[Stated exercise]
Each line of the material below that holds the word "code" needs to be copied.

[Collected material]
-- start --

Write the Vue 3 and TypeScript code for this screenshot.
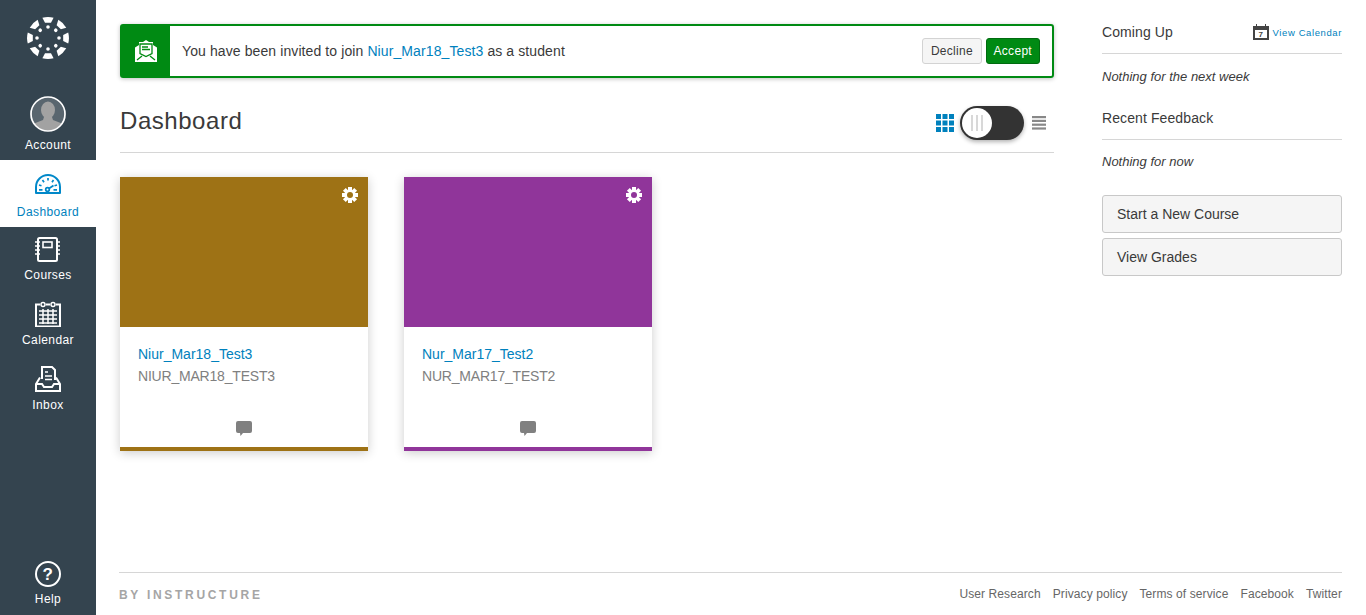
<template>
  <div class="app">
    <nav class="sidebar">
      <svg class="logo" width="42" height="42" viewBox="-21 -21 42 42">
        <g v-for="a in logoAngles" :key="a" :transform="`rotate(${a})`" fill="#fff">
          <path d="M-5.6 -20.2A21 21 0 0 1 5.6 -20.2L3 -15.2H-3Z" />
          <circle cx="0" cy="-11" r="1.8" />
        </g>
      </svg>

      <a class="nav-item account">
        <svg width="36" height="36" viewBox="0 0 36 36">
          <defs>
            <clipPath id="avatar-clip"><circle cx="18" cy="18" r="16.5" /></clipPath>
          </defs>
          <circle cx="18" cy="18" r="17" fill="#59666f" />
          <g clip-path="url(#avatar-clip)" fill="#a2a2a2">
            <ellipse cx="18" cy="14" rx="7" ry="8.6" />
            <path d="M14 21h8l1 3 9 3.5 2 9H2l2-9 9-3.500z" />
          </g>
          <circle cx="18" cy="18" r="17" fill="none" stroke="#fff" stroke-width="1.700" />
        </svg>
        <span>Account</span>
      </a>

      <a class="nav-item active">
        <svg width="26" height="26" viewBox="0 0 26 26" fill="none" stroke="#0088c9" stroke-width="2">
          <path d="M1 22V16A12 12 0 0 1 25 16V22Z" stroke-linejoin="round" />
          <path stroke-width="1.700" d="M13 7v2.500M7.500 9l1.500 2.200M4 14l2.500.8M18.500 9l-1.500 2.200M22 14l-2.500.8M4 18.800h3.500M18.500 18.800H22M14 17.500l4.500-3" />
          <circle cx="12.500" cy="18.500" r="1.800" stroke-width="1.700" />
        </svg>
        <span>Dashboard</span>
      </a>

      <a class="nav-item">
        <svg width="26" height="26" viewBox="0 0 26 26" fill="none" stroke="#fff" stroke-width="2">
          <rect x="3" y="2" width="19" height="23" rx="1.500" />
          <rect x="8" y="6" width="9" height="5.500" stroke-width="1.600" />
          <path d="M0 6h5M0 10h5M0 14h5M0 18h5M21 6h4M21 10h4M21 14h4M21 18h4" stroke-width="1.600" />
        </svg>
        <span>Courses</span>
      </a>

      <a class="nav-item">
        <svg width="26" height="26" viewBox="0 0 26 26" fill="none" stroke="#fff" stroke-width="2">
          <path d="M5 3.500H1v22h24v-22h-4M11 3.500h4" />
          <circle cx="8" cy="3.500" r="2" stroke-width="1.500" />
          <circle cx="18" cy="3.500" r="2" stroke-width="1.500" />
          <path stroke-width="1.500" d="M4 10h18M4 14h18M4 18h18M4 22h18M8 8v15M13 8v15M18 8v15" />
        </svg>
        <span>Calendar</span>
      </a>

      <a class="nav-item">
        <svg width="26" height="26" viewBox="0 0 26 26" fill="none" stroke="#fff" stroke-width="2">
          <path d="M7 13V1h10l3 3v10" />
          <path stroke-width="1.500" d="M10 6h3M10 10h7M10 13.500h7" />
          <path d="M5 11.500 1 18v7h24v-7l-4-6.500" />
          <path d="M1 18h6l2 3h8l2-3h6" />
        </svg>
        <span>Inbox</span>
      </a>

      <a class="nav-item help">
        <svg width="26" height="26" viewBox="0 0 26 26">
          <circle cx="13" cy="13" r="12" fill="none" stroke="#fff" stroke-width="2" />
          <text x="13" y="19" text-anchor="middle" class="help-mark">?</text>
        </svg>
        <span>Help</span>
      </a>
    </nav>

    <div class="page">
      <div class="content">
        <main class="main">
          <div class="invite">
            <div class="invite-icon">
              <svg width="24" height="24" viewBox="0 0 24 24">
                <path fill="#fff" d="M1 8.500 5 6V3h4l3-2 3 2h4v3l4 2.500V23H1z" />
                <path fill="none" stroke="#008a13" stroke-width="1.300" d="M6 5h12v9.500l-6 3-6-3zM8 8h6M8 10.500h8M3 21l5-4M21 21l-5-4" />
              </svg>
            </div>
            <p class="invite-text">You have been invited to join <a>Niur_Mar18_Test3</a> as a student</p>
            <button class="btn-small">Decline</button>
            <button class="btn-small accept">Accept</button>
          </div>

          <header class="dash-header">
            <h1>Dashboard</h1>
            <div class="view-toggle">
              <svg width="18" height="18" viewBox="0 0 18 18" fill="#0081bd">
                <template v-for="y in [0, 6.500, 13]" :key="y">
                  <rect v-for="x in [0, 6.500, 13]" :key="x" :x="x" :y="y" width="5" height="5" />
                </template>
              </svg>
              <div class="switch">
                <div class="knob"><i></i><i></i><i></i></div>
              </div>
              <svg class="list-icon" width="14" height="14" viewBox="0 0 14 14" fill="#888">
                <rect v-for="y in [0, 3.800, 7.600, 11.400]" :key="y" x="0" :y="y" width="14" height="2.200" />
              </svg>
            </div>
          </header>

          <div class="cards">
            <div v-for="c in courses" :key="c.code" class="card" :style="{ borderBottomColor: c.color }">
              <div class="card-hero" :style="{ background: c.color }">
                <svg class="gear" width="16" height="16" viewBox="0 0 16 16">
                  <g fill="#fff">
                    <rect v-for="a in [0, 45, 90, 135]" :key="a" x="6" y="0" width="4" height="16" :transform="`rotate(${a} 8 8)`" />
                  </g>
                  <circle cx="8" cy="8" r="5.200" fill="#fff" />
                  <circle cx="8" cy="8" r="3" :fill="c.color" />
                </svg>
              </div>
              <div class="card-body">
                <a class="card-title">{{ c.name }}</a>
                <div class="card-code">{{ c.code }}</div>
              </div>
              <div class="card-actions">
                <svg width="16" height="16" viewBox="0 0 16 16" fill="#808080">
                  <path d="M2 0h12a2 2 0 0 1 2 2v8a2 2 0 0 1-2 2H7l-2.500 3L4 12H2a2 2 0 0 1-2-2V2a2 2 0 0 1 2-2z" />
                </svg>
              </div>
            </div>
          </div>
        </main>

        <aside class="aside">
          <div class="aside-head">
            <h2>Coming Up</h2>
            <a class="view-cal">
              <svg width="16" height="16" viewBox="0 0 16 16">
                <path fill="#444" d="M0 2h3V0h1v2h8V0h1v2h3v14H0z" />
                <rect x="2" y="6" width="12" height="8" fill="#fff" />
                <text x="8" y="13" text-anchor="middle" class="cal-day">7</text>
              </svg>
              <span>View Calendar</span>
            </a>
          </div>
          <p class="empty">Nothing for the next week</p>
          <div class="aside-head feedback">
            <h2>Recent Feedback</h2>
          </div>
          <p class="empty second">Nothing for now</p>
          <button class="btn-wide first">Start a New Course</button>
          <button class="btn-wide">View Grades</button>
        </aside>
      </div>

      <footer class="footer">
        <span class="brand">BY INSTRUCTURE</span>
        <div class="footer-links">
          <a v-for="l in footerLinks" :key="l">{{ l }}</a>
        </div>
      </footer>
    </div>
  </div>
</template>

<script setup lang="ts">
interface Course {
  name: string
  code: string
  color: string
}

const logoAngles = [0, 45, 90, 135, 180, 225, 270, 315]

const courses: Course[] = [
  { name: 'Niur_Mar18_Test3', code: 'NIUR_MAR18_TEST3', color: '#9e7215' },
  { name: 'Nur_Mar17_Test2', code: 'NUR_MAR17_TEST2', color: '#90359a' }
]

const footerLinks = ['User Research', 'Privacy policy', 'Terms of service', 'Facebook', 'Twitter']
</script>

<style>
html,
body {
  margin: 0;
  background: #fff;
}
</style>

<style scoped>
.app {
  display: flex;
  height: 615px;
  overflow: hidden;
  font-family: "Liberation Sans", Arial, sans-serif;
  color: #3a3a3a;
}

a {
  color: #0081bd;
  text-decoration: none;
}

/* Sidebar */
.sidebar {
  width: 96px;
  flex-shrink: 0;
  display: flex;
  flex-direction: column;
  background: #34444f;
}

.logo {
  display: block;
  margin: 17px auto 31px;
}

.nav-item {
  display: flex;
  flex-direction: column;
  align-items: center;
  gap: 5px;
  height: 65px;
  box-sizing: border-box;
  padding-top: 9px;
  font-size: 12px;
  line-height: 16px;
  letter-spacing: 0.4px;
  color: #fff;
}

.nav-item.account {
  height: 70px;
  padding-top: 6px;
}

.nav-item.active {
  height: 67px;
  padding-top: 11px;
  gap: 7px;
  background: #fff;
  color: #0081bd;
}

.nav-item.help {
  margin-top: auto;
  height: 62px;
  padding-top: 8px;
  gap: 4px;
}

.help-mark {
  font: bold 17px "Liberation Sans", Arial, sans-serif;
  fill: #fff;
}

/* Main column */
.page {
  flex: 1;
  min-width: 0;
  display: flex;
  flex-direction: column;
  padding: 24px 24px 0;
}

.content {
  flex: 1;
  display: flex;
  gap: 48px;
}

.main {
  width: 934px;
  flex-shrink: 0;
}

.invite {
  display: flex;
  align-items: center;
  gap: 4px;
  height: 54px;
  box-sizing: border-box;
  padding-right: 12px;
  border: 2px solid #008a13;
  border-radius: 3px;
  box-shadow: 0 1px 4px rgba(0, 0, 0, 0.25);
}

.invite-icon {
  align-self: stretch;
  width: 48px;
  display: flex;
  align-items: center;
  justify-content: center;
  background: #008a13;
}

.invite-text {
  flex: 1;
  margin: 0 0 0 8px;
  font-size: 14px;
  letter-spacing: 0.1px;
}

.btn-small {
  height: 26px;
  padding: 0 7.5px;
  border: 1px solid #d3d3d3;
  border-radius: 3px;
  background: #f5f5f5;
  font: 12px "Liberation Sans", Arial, sans-serif;
  letter-spacing: 0.3px;
  color: #3a3a3a;
}

.btn-small.accept {
  padding: 0 7px;
  background: #008a13;
  border-color: #006b0f;
  color: #fff;
}

.dash-header {
  display: flex;
  align-items: flex-start;
  justify-content: space-between;
  height: 75px;
  box-sizing: border-box;
  margin-bottom: 24px;
  border-bottom: 1px solid #d6d6d6;
}

h1 {
  margin: 28px 0 0;
  font-size: 24px;
  font-weight: 400;
  line-height: 30px;
  letter-spacing: 0.55px;
}

.view-toggle {
  display: flex;
  align-items: center;
  gap: 6px;
  margin: 28px 8px 0 0;
}

.list-icon {
  margin-left: 2px;
}

.switch {
  width: 64px;
  height: 34px;
  box-sizing: border-box;
  padding: 2px;
  border-radius: 17px;
  background: #333;
  box-shadow: 0 2px 4px rgba(0, 0, 0, 0.3);
}

.knob {
  width: 30px;
  height: 30px;
  display: flex;
  align-items: center;
  justify-content: center;
  gap: 3px;
  border-radius: 50%;
  background: #fff;
}

.knob i {
  width: 2px;
  height: 16px;
  background: #d8d8d8;
}

.cards {
  display: flex;
  gap: 36px;
}

.card {
  width: 248px;
  height: 274px;
  display: flex;
  flex-direction: column;
  box-sizing: border-box;
  border-bottom: 4px solid;
  box-shadow: 0 2px 10px rgba(0, 0, 0, 0.2);
}

.card-hero {
  height: 150px;
  display: flex;
  justify-content: flex-end;
  padding: 10px;
  box-sizing: border-box;
}

.card-body {
  flex: 1;
  padding: 18px 18px 0;
}

.card-title {
  display: block;
  font-size: 14px;
  line-height: 18px;
}

.card-code {
  margin-top: 5px;
  font-size: 14px;
  line-height: 16px;
  letter-spacing: -0.2px;
  color: #808080;
}

.card-actions {
  display: flex;
  justify-content: center;
  height: 26px;
}

/* Right column */
.aside {
  width: 240px;
  flex-shrink: 0;
}

.aside-head {
  display: flex;
  align-items: flex-start;
  justify-content: space-between;
  height: 17px;
  padding-bottom: 12px;
  border-bottom: 1px solid #d6d6d6;
}

.aside-head.feedback {
  margin-top: 25px;
}

h2 {
  margin: 0;
  font-size: 14px;
  font-weight: 400;
  line-height: 16px;
  letter-spacing: 0.1px;
}

.view-cal {
  display: flex;
  align-items: center;
  gap: 4px;
  font-size: 9.500px;
  letter-spacing: 0.6px;
}

.empty {
  margin: 15px 0 0;
  font-size: 13px;
  line-height: 16px;
  font-style: italic;
}

.empty.second {
  margin-top: 14px;
}

.cal-day {
  font: bold 8px "Liberation Sans", Arial, sans-serif;
  fill: #444;
}

.btn-wide {
  display: block;
  width: 100%;
  height: 38px;
  margin-top: 5px;
  padding: 0 14px;
  text-align: left;
  border: 1px solid #c8c8c8;
  border-radius: 3px;
  background: #f5f5f5;
  font: 14px "Liberation Sans", Arial, sans-serif;
  color: #3a3a3a;
}

.btn-wide.first {
  margin-top: 25px;
}

/* Footer */
.footer {
  display: flex;
  align-items: center;
  justify-content: space-between;
  height: 43px;
  box-sizing: border-box;
  margin-left: -1px;
  border-top: 1px solid #d6d6d6;
}

.brand {
  padding-top: 2px;
  font-size: 12px;
  font-weight: 700;
  letter-spacing: 2.700px;
  color: #a5a5a5;
}

.footer-links {
  display: flex;
  gap: 12px;
  font-size: 12px;
  letter-spacing: 0.1px;
}

.footer-links a {
  color: #666;
}
</style>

-- end --

[Answer]
Write the Vue 3 and TypeScript code for this screenshot.
            <div v-for="c in courses" :key="c.code" class="card" :style="{ borderBottomColor: c.color }">
                <div class="card-code">{{ c.code }}</div>
  code: string
  { name: 'Niur_Mar18_Test3', code: 'NIUR_MAR18_TEST3', color: '#9e7215' },
  { name: 'Nur_Mar17_Test2', code: 'NUR_MAR17_TEST2', color: '#90359a' }
.card-code {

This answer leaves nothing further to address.